I live in the heart of downtown San Diego, the Gaslamp District. It's named that after a few streets that have a number of historical buildings on them. But the Gaslamp is rich in restaurants, clubs, shopping, and more. And on Friday night, high above the street in my little fifth-floor aerie, it's a veritable aural cornucopia. Sometimes this is annoying, but last night it was such a diverse group of sounds, it was actually enjoyable.
I wake up from a nap to the sound of bagpipes, about a block away. "Amazing Grace," and a couple of other short songs. The person playing is good, and while I admire the technique and the sheer learning curve of manipulating this instrument into creating actual music, I'm thankful he's at least a block away and goes elsewhere. A little bagpipe goes a long way....and it quickly sounds like a cat being strangled.
The Hare Krishna make their first of two usual passes through the Gaslamp, but tonight something is different. Normally they just have a drum to accompany their singing; tonight they have some kind of wind instrument. When they pass through again about 20 minutes later, they've added what sounds like some kind of string instrument. I have the feeling this added musical interlude is for one night only. It's probably not in the budget.
The soft yet resonant clip-clop of a horse-drawn carriage cuts through the night air. It used to be a usual thing here in the Gaslamp, but now the carriage rides are pretty much confined to Seaport Village. Occasionally, one comes down my street. Tonight is one of those occasions.
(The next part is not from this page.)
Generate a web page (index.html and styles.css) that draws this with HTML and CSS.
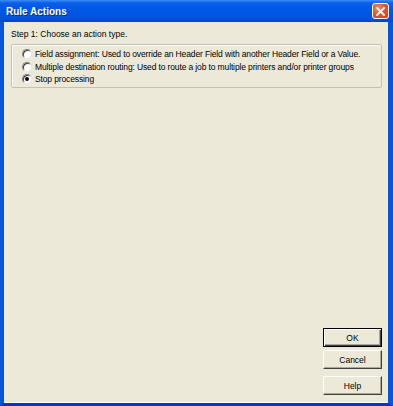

I hear two men arguing outside. Well, one man, really. I rise to look out the window. There's a well-dressed, quiet man in dark shirt and pants by his totally hot car (it looks like a Jaguar to me, all black to match his outfit). He's about 25 feet away from a wool-capped, backpacked, homeless looking dude who is yelling and screaming at him about him being a bully and how he has to deal with his sick daughter and he knows the man in black is a murderer. The guy in black obviously realizes he's dealing with a lunatic and turns and walks away, but stops at the super-hot car, and opens the driver side door and out steps a super-hot blonde, short-skirted and long-legged, looking entirely like she came with the car. The crazy guy moves up the street, but turns and fires one more salvo: "You're dead, bitch!" followed quickly with "I'm calling the FBI on you!"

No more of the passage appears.